President Trump’s comments referring to certain nations, including Haiti, as “shitholes” provoked widespread anger and outrage. But one agency creative in the Caribbean nation is working on a more lighthearted response—raising money to run out-of-home and print ads in Washington, D.C., that aim to use Trump’s words against him to boost the image of Haiti.
Fabien Dodard, a creative director at Parkour Studio, has started a GoFundMe campaign to raise cash to run “shithole” themed ads for Haiti in the American capital. He has set a $40,000 goal, and raised a little over $2,000 so far.
The more money he raises, the more ads he’ll be able to run. The creative has already been produced, with headlines like “A majestic sh**hole awaits,” “You bring the sunscreen. We bring the sh**hole” and “Our sh**hole beaches go on for days.” There is also a letter to Trump that could run in The New York Times.
Here are mockups of how the ads would look:
The campaign is not connected to the government of Haiti or its tourism agency.
While the official fundraising goal is $40,000, Dodard would happily take more. On the GoFundMe page, he offers this breakdown of how the funds would be used at certain levels:
• With $3,000, we can have one billboard on the insterstate.
• With $15,000, we can have one billboard up downtown.
• With $20,000, we’ll have one billboard + some transit ads
• With $35,000, we’ll have 2 billboards + some transit ads
• With $40,000, we’ll have all of the above + some ads in a D.C. mall
• With $200,000, we’ll have all of the above + a half page insertion of our letter in the New York Times. (yes a shithole half page insertion in the NYT is very expensive…)
• With $500,000+, we’ll have all of the above and will invest the rest of the money in tourism projects and infrastructure.
AdFreak spoke with Dodard—a Haitian native who has worked at U.S. agencies Victors & Spoils, CP+B and Colle McVoy—about how the idea for the “Sh**hole” campaign came about, and his hopes for how it will proceed.

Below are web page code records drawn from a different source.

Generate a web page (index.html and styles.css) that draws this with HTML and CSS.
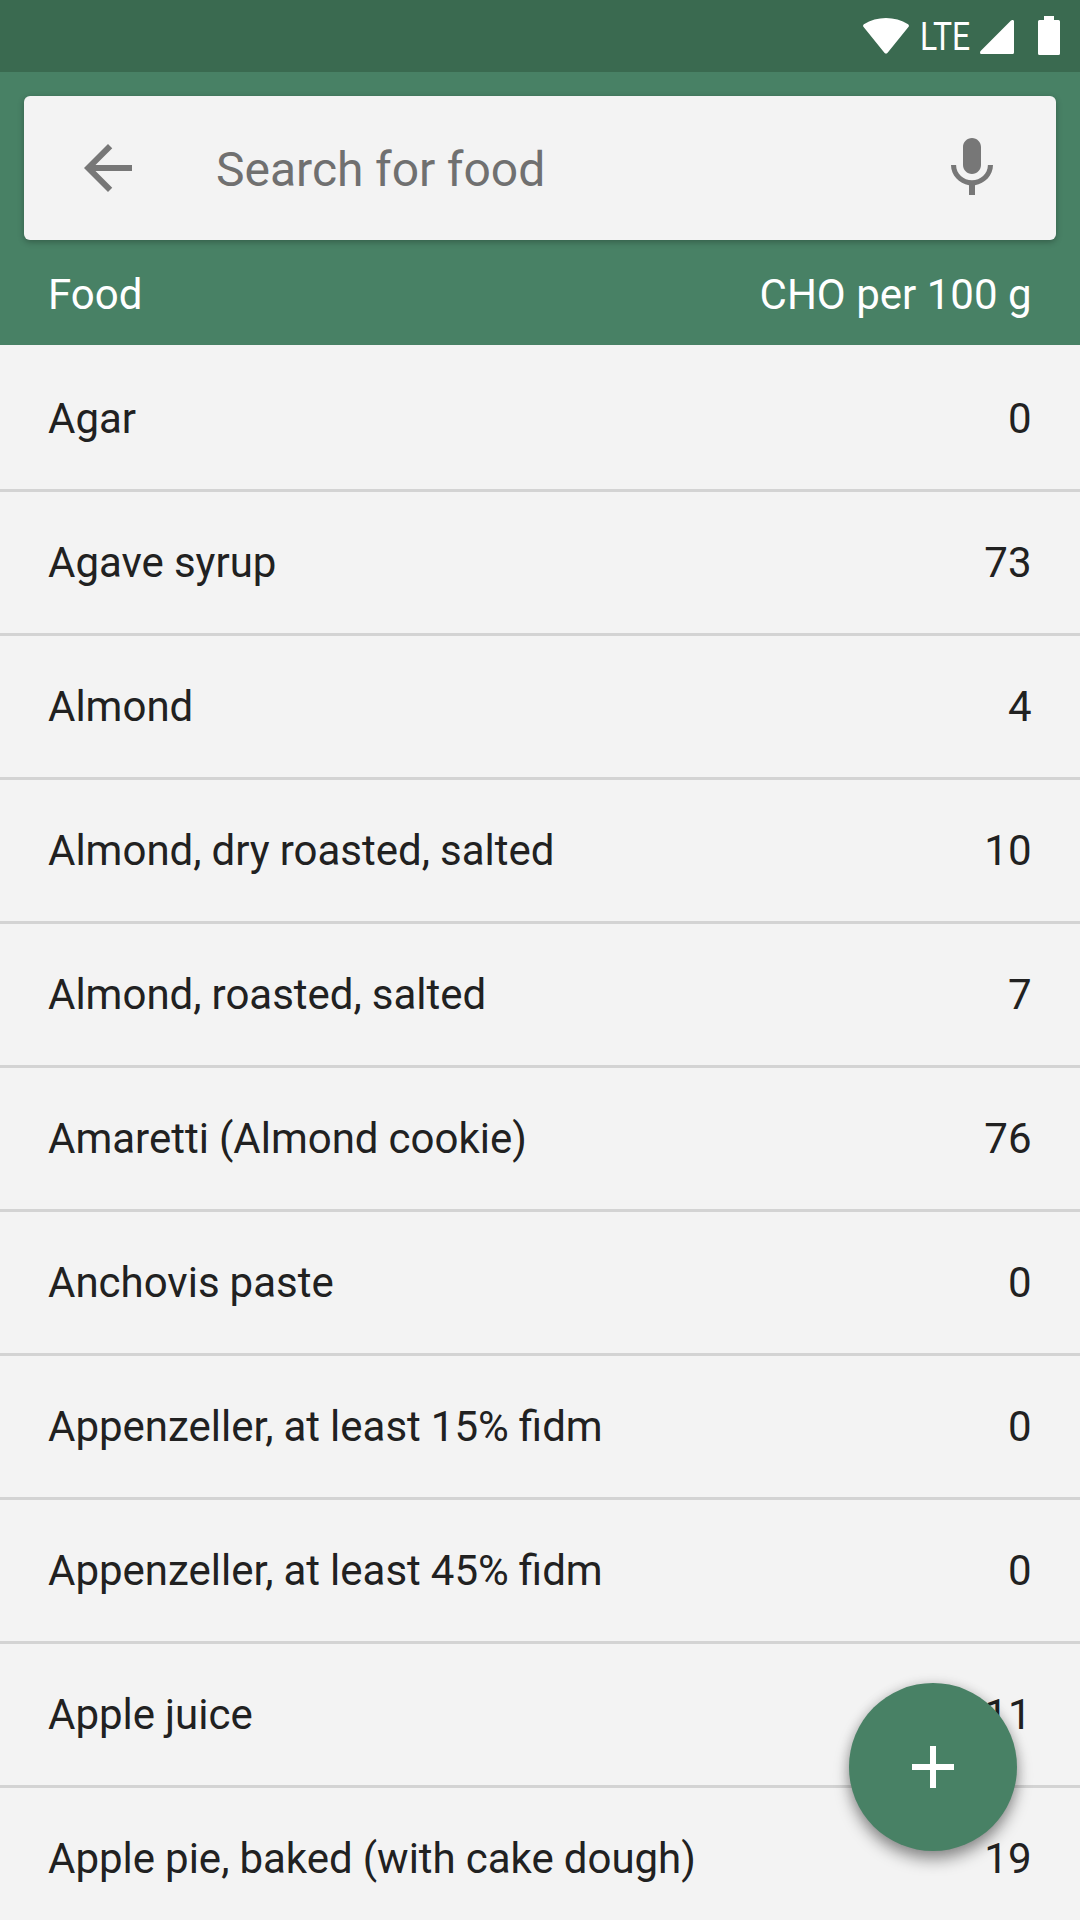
FILE: index.html
```html
<!DOCTYPE html>
<html lang="en">
<head>
<meta charset="utf-8">
<title>Food list</title>
<link rel="stylesheet" href="styles.css">
</head>
<body>
<div class="screen">
  <div class="status-bar">
    <svg class="wifi" viewBox="0 0 48 38" width="48" height="38"><path d="M1.6 9.9C.8 9 .9 7.9 1.9 7.2C15-1.2 33-1.2 46.100 7.200C47.100 7.900 47.200 9 46.400 9.900L25.600 35.700C24.600 36.900 23.400 36.900 22.400 35.700Z"/></svg>
    <span class="network">LTE</span>
    <svg class="signal" viewBox="0 0 34 34" width="34" height="34"><path d="M31 .6C32 -.4 34 0 34 1.500V32.500Q34 34 32.500 34H1.500C0 34-.4 32 .6 31Z"/></svg>
    <svg class="battery" viewBox="0 0 22 39" width="22" height="39"><path d="M6 0H16V4H20.500Q22 4 22 5.500V37.500Q22 39 20.500 39H1.500Q0 39 0 37.500V5.500Q0 4 1.500 4H6Z"/></svg>
  </div>
  <header class="header">
    <div class="search">
      <svg class="icon" viewBox="0 0 24 24"><path d="M20 11H7.830l5.590-5.590L12 4l-8 8 8 8 1.410-1.410L7.830 13H20v-2z"/></svg>
      <span class="placeholder">Search for food</span>
      <svg class="icon" viewBox="0 0 24 24"><path d="M12 14c1.660 0 3-1.340 3-3V5c0-1.660-1.340-3-3-3S9 3.340 9 5v6c0 1.660 1.340 3 3 3zm5.300-3c0 3-2.540 5.100-5.300 5.100S6.700 14 6.700 11H5c0 3.410 2.720 6.230 6 6.720V21h2v-3.280c3.280-.480 6-3.300 6-6.720h-1.700z"/></svg>
    </div>
    <div class="columns"><span>Food</span><span>CHO per 100 g</span></div>
  </header>
  <main class="list">
    <div class="row"><span>Agar</span><span>0</span></div>
    <div class="row"><span>Agave syrup</span><span>73</span></div>
    <div class="row"><span>Almond</span><span>4</span></div>
    <div class="row"><span>Almond, dry roasted, salted</span><span>10</span></div>
    <div class="row"><span>Almond, roasted, salted</span><span>7</span></div>
    <div class="row"><span>Amaretti (Almond cookie)</span><span>76</span></div>
    <div class="row"><span>Anchovis paste</span><span>0</span></div>
    <div class="row"><span>Appenzeller, at least 15% fidm</span><span>0</span></div>
    <div class="row"><span>Appenzeller, at least 45% fidm</span><span>0</span></div>
    <div class="row"><span>Apple juice</span><span>11</span></div>
    <div class="row"><span>Apple pie, baked (with cake dough)</span><span>19</span></div>
  </main>
  <div class="fab"><svg viewBox="0 0 24 24" width="72" height="72"><path d="M19 13h-6v6h-2v-6H5v-2h6V5h2v6h6v2z"/></svg></div>
</div>
</body>
</html>
```
FILE: styles.css
```css
* { box-sizing: border-box; }

body {
  margin: 0;
  font-family: Roboto, "Liberation Sans", sans-serif;
  font-size: 42px;
  word-spacing: -.4px;
  color: #212121;
  background: #f3f3f3;
}

.screen {
  position: relative;
  width: 1080px;
  height: 1920px;
  overflow: hidden;
}

.status-bar {
  display: flex;
  justify-content: flex-end;
  height: 72px;
  padding-right: 20px;
  background: #3a6a50;
  fill: #fff;
}

.wifi { margin-top: 17px; }

.network {
  width: 50px;
  margin: 0 10px;
  color: #fff;
  font-size: 38px;
  line-height: 74px;
  transform: scaleX(.84);
  transform-origin: 0 50%;
}

.signal { margin-top: 20px; }

.battery { margin: 16px 0 0 24px; }

.header {
  height: 273px;
  padding: 24px 24px 0;
  background: #488165;
}

.search {
  display: flex;
  align-items: center;
  height: 144px;
  padding: 0 48px;
  border-radius: 6px;
  background: #f3f3f3;
  box-shadow: 0 2px 6px rgba(0, 0, 0, .28);
}

.icon {
  width: 72px;
  height: 72px;
  fill: #777;
}

.placeholder {
  flex: 1;
  padding: 4px 0 0 72px;
  color: #707070;
  font-size: 48px;
  line-height: 56px;
}

.columns {
  display: flex;
  justify-content: space-between;
  padding: 30px 24.5px 0 24px;
  color: #fff;
  line-height: 50px;
  word-spacing: 0;
}

.list { padding-top: 3px; }

.row {
  display: flex;
  justify-content: space-between;
  align-items: center;
  height: 144px;
  padding: 0 48.5px 0 48px;
  border-bottom: 3px solid #d3d3d3;
}

.fab {
  position: absolute;
  right: 63px;
  bottom: 69px;
  display: flex;
  align-items: center;
  justify-content: center;
  width: 168px;
  height: 168px;
  border-radius: 50%;
  background: #488165;
  box-shadow: 0 9px 15px rgba(0, 0, 0, .38), 0 0 12px rgba(0, 0, 0, .14);
  fill: #fff;
}
```
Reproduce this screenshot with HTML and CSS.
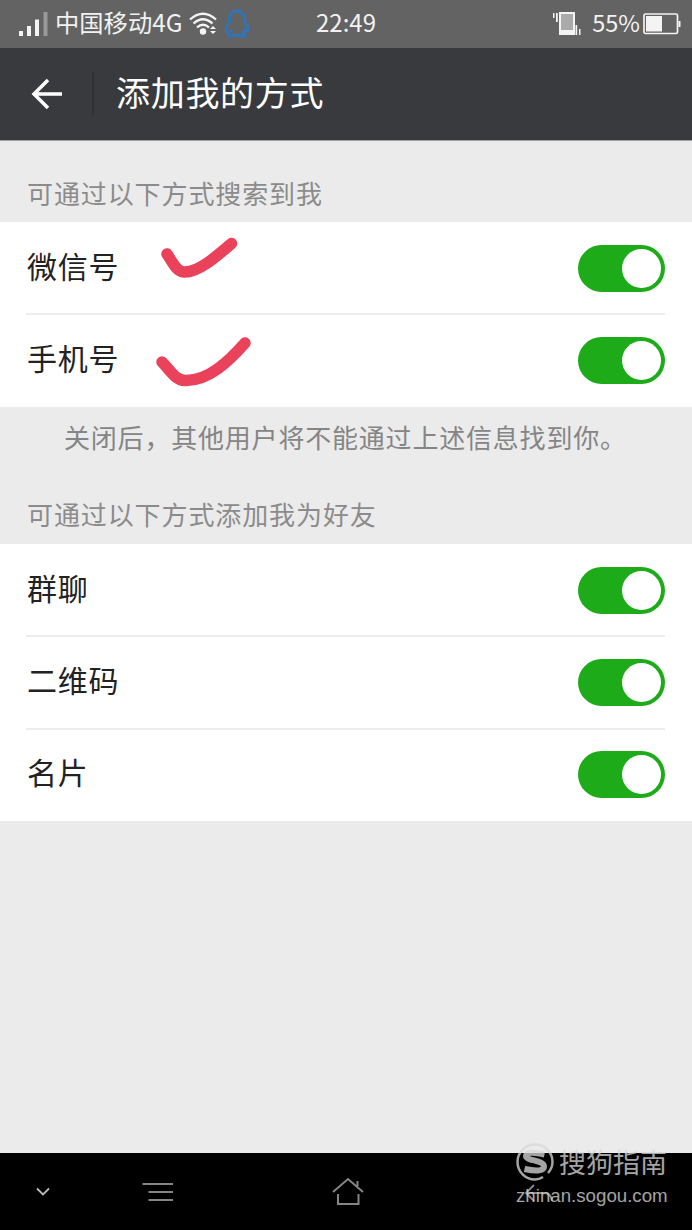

AdFreak: How did you feel when you first heard about Trump’s comments about Haiti.
Fabien Dodard: At first it felt like my country and all its citizens were being bullied. Further along, I started to realize the extent of just how damaging this could be for our country from an image/brand perspective, given the fact that this whole thing got so much press. It infuriated me.
How did you come up with the idea of countering those comments with this campaign?
The Haitian community got very active on social media when the news came out, sharing images and their experience of their country. The contrast between the word and the images being posted was quite powerful, and that was the seed of the idea. Now, in terms of making a campaign out of it, that was driven by our willingness to change the narrative around our country.
Do you think Trump is just ignorant about Haiti? Would running these ads in D.C. help him become less ignorant?
I can’t say if he is ignorant about Haiti. That would be ignorant of me to say, since I don’t know the man personally. I do think he is very reckless with his choice of words.
To what degree is this less about Trump and more about making sure people know the beauty of a place like Haiti?
While this campaign is all about what Trump said, it does address the public at large. We’re using the stage he gave us to showcase the other side of Haiti that has never seen the spotlight. It’s about showing the positives of Haiti, from its culture to its natural beauties, and to rise above the divisive language.